* [DATASET EXCERPT]:
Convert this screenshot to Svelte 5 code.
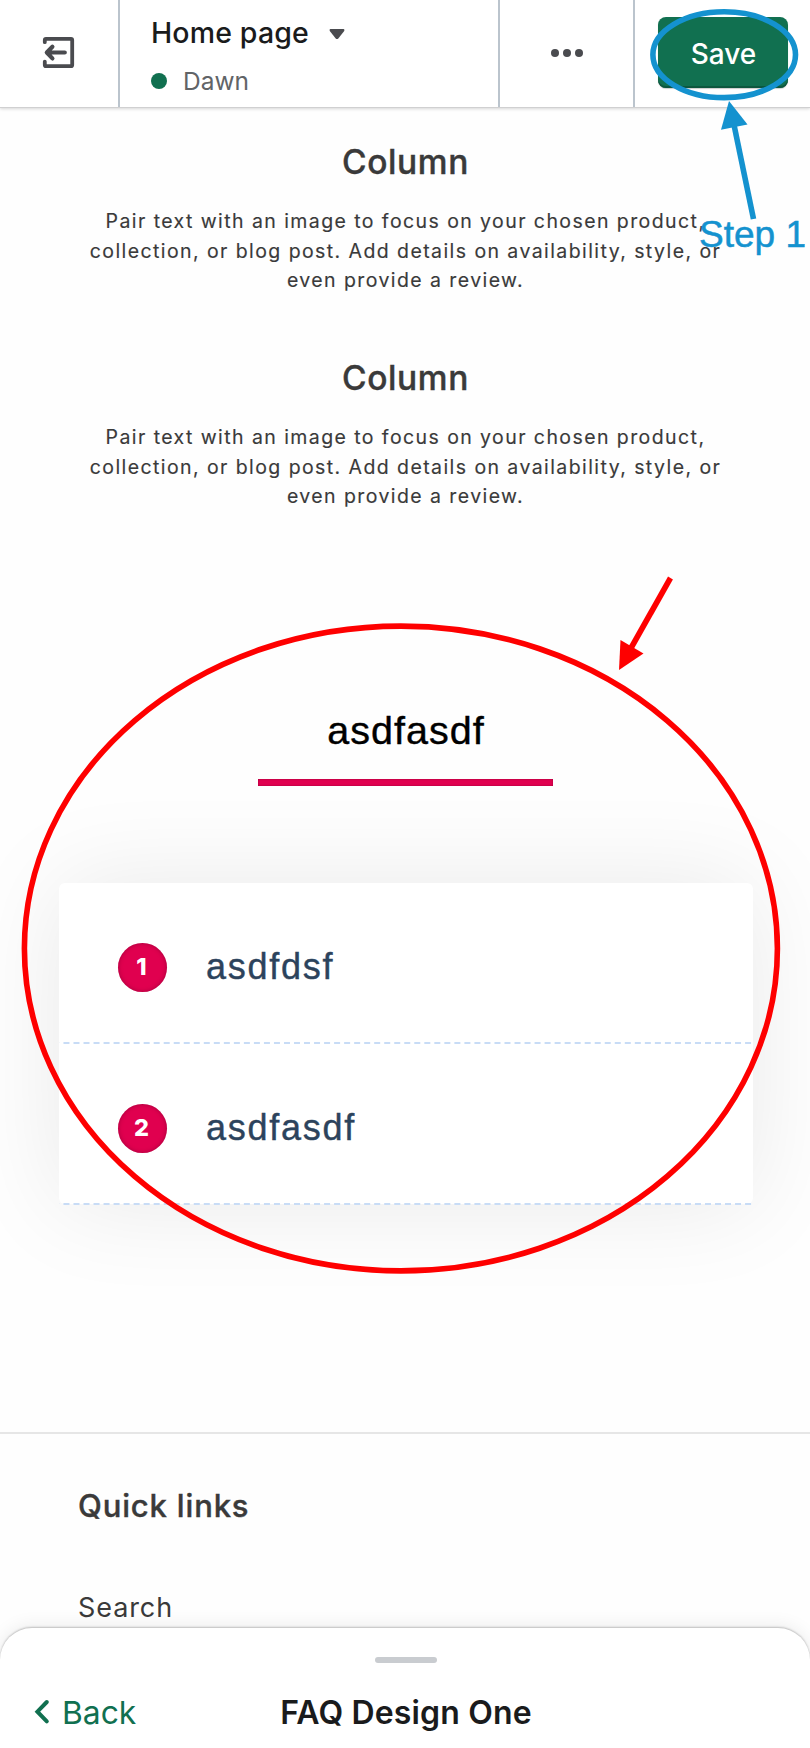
<script>
  const columns = [1, 2];
  const questions = ['asdfdsf', 'asdfasdf'];
</script>

<div class="page">
  <header>
    <div class="cell exit">
      <svg width="34" height="34" viewBox="0 0 34 34" fill="none" stroke="#4a4b4f" stroke-width="3.8" stroke-linecap="round" stroke-linejoin="round">
        <path d="M2.8 6.2V4Q2.8 2.8 4 2.8H29Q30.2 2.8 30.2 4V29Q30.2 30.2 29 30.2H4Q2.8 30.2 2.8 29V25.6" />
        <path d="M22.8 16.5H5M10.4 10.8L4.8 16.5L10.4 22.4" stroke-width="4.2" />
      </svg>
    </div>
    <div class="cell theme">
      <div class="title"><span class="home">Home page</span>
        <svg width="16" height="11" viewBox="0 0 16 11"><path d="M1.3 0H14.7Q16 .6 15.2 2L9.3 9.4Q8 10.6 6.7 9.4L.8 2Q0 .6 1.3 0Z" fill="#4a4b4f" /></svg>
      </div>
      <div class="status"><i></i><span class="dawn">Dawn</span></div>
    </div>
    <div class="cell more"><i></i><i></i><i></i></div>
    <div class="cell action"><button><span>Save</span></button></div>
  </header>

  <main>
    {#each columns as column (column)}
      <section class="column">
        <h3>Column</h3>
        <p>Pair text with an image to focus on your chosen product,<br />collection, or blog post. Add details on availability, style, or<br />even provide a review.</p>
      </section>
    {/each}

    <section class="faq">
      <h2>asdfasdf</h2>
      <div class="rule"></div>
      <div class="card">
        {#each questions as question, i}
          <div class="row"><b>{i + 1}</b><span>{question}</span></div>
        {/each}
      </div>
    </section>
  </main>

  <footer>
    <h4>Quick links</h4>
    <a href="#search">Search</a>
  </footer>

  <div class="sheet">
    <div class="handle"></div>
    <nav>
      <div class="back">
        <svg width="16" height="26" viewBox="0 0 16 26" fill="none" stroke="#117050" stroke-width="4" stroke-linecap="round" stroke-linejoin="miter"><path d="M12.8 3L3.4 12.7L12.8 22.4" /></svg>
        <span>Back</span>
      </div>
      <strong>FAQ Design One</strong>
    </nav>
  </div>

  <svg class="marks" width="810" height="1748" viewBox="0 0 810 1748">
    <g fill="none" stroke="#1492cf" stroke-width="5.6">
      <ellipse cx="724.2" cy="54.7" rx="71.3" ry="42.9" />
      <path d="M753.5 219L733 120" />
    </g>
    <path d="M729 101L747.5 124.5L721 129.7Z" fill="#1492cf" />
    <g fill="none" stroke="#fe0000" stroke-width="5.6">
      <ellipse cx="400.9" cy="948.5" rx="376.5" ry="322.4" />
      <path d="M670.5 578L631 648" />
    </g>
    <path d="M619 670L620.5 640L643.5 653.5Z" fill="#fe0000" />
  </svg>
  <div class="step">Step 1</div>
</div>

<style>
  :global(body) { margin: 0; background: #fefefe; }
  .page { position: relative; width: 810px; height: 1748px; overflow: hidden; background: #fefefe; font-family: Inter, sans-serif; color: #3a3a3a; display: flex; flex-direction: column; }
  h2, h3, h4, p { margin: 0; }
  header { box-sizing: border-box; height: 108px; flex: none; display: flex; border-bottom: 1px solid #d0d0d1; box-shadow: 0 1px 3px rgba(0, 0, 0, .16); background: #fff; }
  .cell { box-sizing: border-box; display: flex; border-right: 2px solid #bbc4cd; }
  .exit { width: 120px; padding: 36px 0 0 42px; }
  .theme { width: 380px; padding: 14px 0 0 31px; flex-direction: column; }
  .title { display: flex; align-items: center; height: 40px; gap: 20px; }
  .home { font-size: 28.5px; line-height: 34px; padding-bottom: 2px; font-weight: 500; color: #1a1b1c; letter-spacing: .15px; }
  .status { display: flex; align-items: center; height: 30px; margin-top: 12px; gap: 16px; }
  .status i { width: 16px; height: 16px; border-radius: 50%; background: #117050; }
  .dawn { font-size: 24.5px; color: #616467; }
  .more { width: 135px; padding: 49px 0 0 51px; gap: 4px; }
  .more i { width: 8px; height: 8px; border-radius: 50%; background: #4a4b4f; }
  .action { flex: 1; border: 0; padding: 17px 0 0 23px; }
  button { width: 130px; height: 71px; padding: 2px 0 0 1px; border: 0; border-radius: 8px; background: #117050; box-shadow: inset 0 -2px 0 #0d573e, 0 1px 1px rgba(0,0,0,.2); color: #fff; font: 500 28px Inter, sans-serif; }
  .column { height: 216px; box-sizing: border-box; padding: 34px 0 0 1px; text-align: center; }
  h3 { font-size: 33.5px; line-height: 40px; font-weight: 500; letter-spacing: .6px; -webkit-text-stroke: .4px #3a3a3a; }
  p { margin-top: 25px; font-size: 19.5px; line-height: 29.5px; letter-spacing: 1.42px; -webkit-text-stroke: .15px #3a3a3a; }
  .faq { display: flex; flex-direction: column; align-items: center; padding-top: 167px; font-family: "Liberation Sans", sans-serif; }
  h2 { font-size: 39.5px; line-height: 46px; font-weight: 400; color: #000; letter-spacing: 1px; padding-left: 2px; -webkit-text-stroke: .4px #000; }
  .rule { width: 295px; height: 7px; margin-top: 26px; margin-left: 1px; background: #e0004f; box-shadow: inset 0 0 2px rgba(100,0,40,.6); }
  .card { width: 694px; height: 321px; margin: 97px 0 0 2px; border-radius: 6px; background: #fff; box-shadow: 0 0 100px rgba(0,0,0,.085); }
  .row { box-sizing: border-box; height: 161px; padding: 10px 0 0 59px; display: flex; align-items: center; gap: 39px; border-bottom: 2px dashed #c8dcf6; border-radius: 2px; }
  .row b { width: 49px; height: 49px; border-radius: 50%; background: #e0004f; box-shadow: inset 0 0 4px rgba(100,0,40,.5); color: #fff; font: 800 23.5px/48px Inter, sans-serif; text-align: center; text-indent: -2px; }
  .row span { font-size: 36px; padding-bottom: 1px; letter-spacing: 1.75px; color: #2c435c; -webkit-text-stroke: .4px #2c435c; }
  footer { position: absolute; top: 1432px; left: 0; right: 0; border-top: 2px solid #e6e6e6; padding: 52px 78px 0; }
  h4 { font-size: 31px; line-height: 40px; font-weight: 500; letter-spacing: .85px; -webkit-text-stroke: .4px #3a3a3a; }
  footer a { display: block; margin-top: 64px; color: #3a3a3a; text-decoration: none; font-size: 27px; line-height: 36px; letter-spacing: .9px; }
  .sheet { position: absolute; left: 0; right: 0; top: 1628px; height: 120px; border-radius: 32px 32px 0 0; background: #fff; box-shadow: 0 -1px 2px rgba(0,0,0,.22), 0 -2px 18px rgba(0,0,0,.08); }
  .handle { width: 62px; height: 6px; border-radius: 3px; background: #c9ccd0; margin: 29px auto 0; position: relative; left: 1px; }
  nav { position: relative; display: flex; justify-content: center; align-items: center; height: 44px; margin-top: 27px; }
  .back { position: absolute; left: 34px; display: flex; align-items: center; gap: 12px; color: #117050; font-size: 31.8px; }
  strong { font-size: 32px; font-weight: 600; color: #1a1b1c; letter-spacing: .15px; padding-left: 2px; }
  .marks { position: absolute; left: 0; top: 0; }
  .step { position: absolute; left: 699px; top: 214px; font: 37px/42px "Liberation Sans", sans-serif; color: #1492cf; -webkit-text-stroke: .5px #1492cf; white-space: nowrap; }
</style>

* [WRITTEN REQUEST]:
Without the pictures, write out the whole listing above exactly as it appears.

* [ANSWER TO THIS PROBLEM]:
Convert this screenshot to Svelte 5 code.
<script>
  const columns = [1, 2];
  const questions = ['asdfdsf', 'asdfasdf'];
</script>

<div class="page">
  <header>
    <div class="cell exit">
      <svg width="34" height="34" viewBox="0 0 34 34" fill="none" stroke="#4a4b4f" stroke-width="3.8" stroke-linecap="round" stroke-linejoin="round">
        <path d="M2.8 6.2V4Q2.8 2.8 4 2.8H29Q30.2 2.8 30.2 4V29Q30.2 30.2 29 30.2H4Q2.8 30.2 2.8 29V25.6" />
        <path d="M22.8 16.5H5M10.4 10.8L4.8 16.5L10.4 22.4" stroke-width="4.2" />
      </svg>
    </div>
    <div class="cell theme">
      <div class="title"><span class="home">Home page</span>
        <svg width="16" height="11" viewBox="0 0 16 11"><path d="M1.3 0H14.7Q16 .6 15.2 2L9.3 9.4Q8 10.6 6.7 9.4L.8 2Q0 .6 1.3 0Z" fill="#4a4b4f" /></svg>
      </div>
      <div class="status"><i></i><span class="dawn">Dawn</span></div>
    </div>
    <div class="cell more"><i></i><i></i><i></i></div>
    <div class="cell action"><button><span>Save</span></button></div>
  </header>

  <main>
    {#each columns as column (column)}
      <section class="column">
        <h3>Column</h3>
        <p>Pair text with an image to focus on your chosen product,<br />collection, or blog post. Add details on availability, style, or<br />even provide a review.</p>
      </section>
    {/each}

    <section class="faq">
      <h2>asdfasdf</h2>
      <div class="rule"></div>
      <div class="card">
        {#each questions as question, i}
          <div class="row"><b>{i + 1}</b><span>{question}</span></div>
        {/each}
      </div>
    </section>
  </main>

  <footer>
    <h4>Quick links</h4>
    <a href="#search">Search</a>
  </footer>

  <div class="sheet">
    <div class="handle"></div>
    <nav>
      <div class="back">
        <svg width="16" height="26" viewBox="0 0 16 26" fill="none" stroke="#117050" stroke-width="4" stroke-linecap="round" stroke-linejoin="miter"><path d="M12.8 3L3.4 12.7L12.8 22.4" /></svg>
        <span>Back</span>
      </div>
      <strong>FAQ Design One</strong>
    </nav>
  </div>

  <svg class="marks" width="810" height="1748" viewBox="0 0 810 1748">
    <g fill="none" stroke="#1492cf" stroke-width="5.6">
      <ellipse cx="724.2" cy="54.7" rx="71.3" ry="42.9" />
      <path d="M753.5 219L733 120" />
    </g>
    <path d="M729 101L747.5 124.5L721 129.7Z" fill="#1492cf" />
    <g fill="none" stroke="#fe0000" stroke-width="5.6">
      <ellipse cx="400.9" cy="948.5" rx="376.5" ry="322.4" />
      <path d="M670.5 578L631 648" />
    </g>
    <path d="M619 670L620.5 640L643.5 653.5Z" fill="#fe0000" />
  </svg>
  <div class="step">Step 1</div>
</div>

<style>
  :global(body) { margin: 0; background: #fefefe; }
  .page { position: relative; width: 810px; height: 1748px; overflow: hidden; background: #fefefe; font-family: Inter, sans-serif; color: #3a3a3a; display: flex; flex-direction: column; }
  h2, h3, h4, p { margin: 0; }
  header { box-sizing: border-box; height: 108px; flex: none; display: flex; border-bottom: 1px solid #d0d0d1; box-shadow: 0 1px 3px rgba(0, 0, 0, .16); background: #fff; }
  .cell { box-sizing: border-box; display: flex; border-right: 2px solid #bbc4cd; }
  .exit { width: 120px; padding: 36px 0 0 42px; }
  .theme { width: 380px; padding: 14px 0 0 31px; flex-direction: column; }
  .title { display: flex; align-items: center; height: 40px; gap: 20px; }
  .home { font-size: 28.5px; line-height: 34px; padding-bottom: 2px; font-weight: 500; color: #1a1b1c; letter-spacing: .15px; }
  .status { display: flex; align-items: center; height: 30px; margin-top: 12px; gap: 16px; }
  .status i { width: 16px; height: 16px; border-radius: 50%; background: #117050; }
  .dawn { font-size: 24.5px; color: #616467; }
  .more { width: 135px; padding: 49px 0 0 51px; gap: 4px; }
  .more i { width: 8px; height: 8px; border-radius: 50%; background: #4a4b4f; }
  .action { flex: 1; border: 0; padding: 17px 0 0 23px; }
  button { width: 130px; height: 71px; padding: 2px 0 0 1px; border: 0; border-radius: 8px; background: #117050; box-shadow: inset 0 -2px 0 #0d573e, 0 1px 1px rgba(0,0,0,.2); color: #fff; font: 500 28px Inter, sans-serif; }
  .column { height: 216px; box-sizing: border-box; padding: 34px 0 0 1px; text-align: center; }
  h3 { font-size: 33.5px; line-height: 40px; font-weight: 500; letter-spacing: .6px; -webkit-text-stroke: .4px #3a3a3a; }
  p { margin-top: 25px; font-size: 19.5px; line-height: 29.5px; letter-spacing: 1.42px; -webkit-text-stroke: .15px #3a3a3a; }
  .faq { display: flex; flex-direction: column; align-items: center; padding-top: 167px; font-family: "Liberation Sans", sans-serif; }
  h2 { font-size: 39.5px; line-height: 46px; font-weight: 400; color: #000; letter-spacing: 1px; padding-left: 2px; -webkit-text-stroke: .4px #000; }
  .rule { width: 295px; height: 7px; margin-top: 26px; margin-left: 1px; background: #e0004f; box-shadow: inset 0 0 2px rgba(100,0,40,.6); }
  .card { width: 694px; height: 321px; margin: 97px 0 0 2px; border-radius: 6px; background: #fff; box-shadow: 0 0 100px rgba(0,0,0,.085); }
  .row { box-sizing: border-box; height: 161px; padding: 10px 0 0 59px; display: flex; align-items: center; gap: 39px; border-bottom: 2px dashed #c8dcf6; border-radius: 2px; }
  .row b { width: 49px; height: 49px; border-radius: 50%; background: #e0004f; box-shadow: inset 0 0 4px rgba(100,0,40,.5); color: #fff; font: 800 23.5px/48px Inter, sans-serif; text-align: center; text-indent: -2px; }
  .row span { font-size: 36px; padding-bottom: 1px; letter-spacing: 1.75px; color: #2c435c; -webkit-text-stroke: .4px #2c435c; }
  footer { position: absolute; top: 1432px; left: 0; right: 0; border-top: 2px solid #e6e6e6; padding: 52px 78px 0; }
  h4 { font-size: 31px; line-height: 40px; font-weight: 500; letter-spacing: .85px; -webkit-text-stroke: .4px #3a3a3a; }
  footer a { display: block; margin-top: 64px; color: #3a3a3a; text-decoration: none; font-size: 27px; line-height: 36px; letter-spacing: .9px; }
  .sheet { position: absolute; left: 0; right: 0; top: 1628px; height: 120px; border-radius: 32px 32px 0 0; background: #fff; box-shadow: 0 -1px 2px rgba(0,0,0,.22), 0 -2px 18px rgba(0,0,0,.08); }
  .handle { width: 62px; height: 6px; border-radius: 3px; background: #c9ccd0; margin: 29px auto 0; position: relative; left: 1px; }
  nav { position: relative; display: flex; justify-content: center; align-items: center; height: 44px; margin-top: 27px; }
  .back { position: absolute; left: 34px; display: flex; align-items: center; gap: 12px; color: #117050; font-size: 31.8px; }
  strong { font-size: 32px; font-weight: 600; color: #1a1b1c; letter-spacing: .15px; padding-left: 2px; }
  .marks { position: absolute; left: 0; top: 0; }
  .step { position: absolute; left: 699px; top: 214px; font: 37px/42px "Liberation Sans", sans-serif; color: #1492cf; -webkit-text-stroke: .5px #1492cf; white-space: nowrap; }
</style>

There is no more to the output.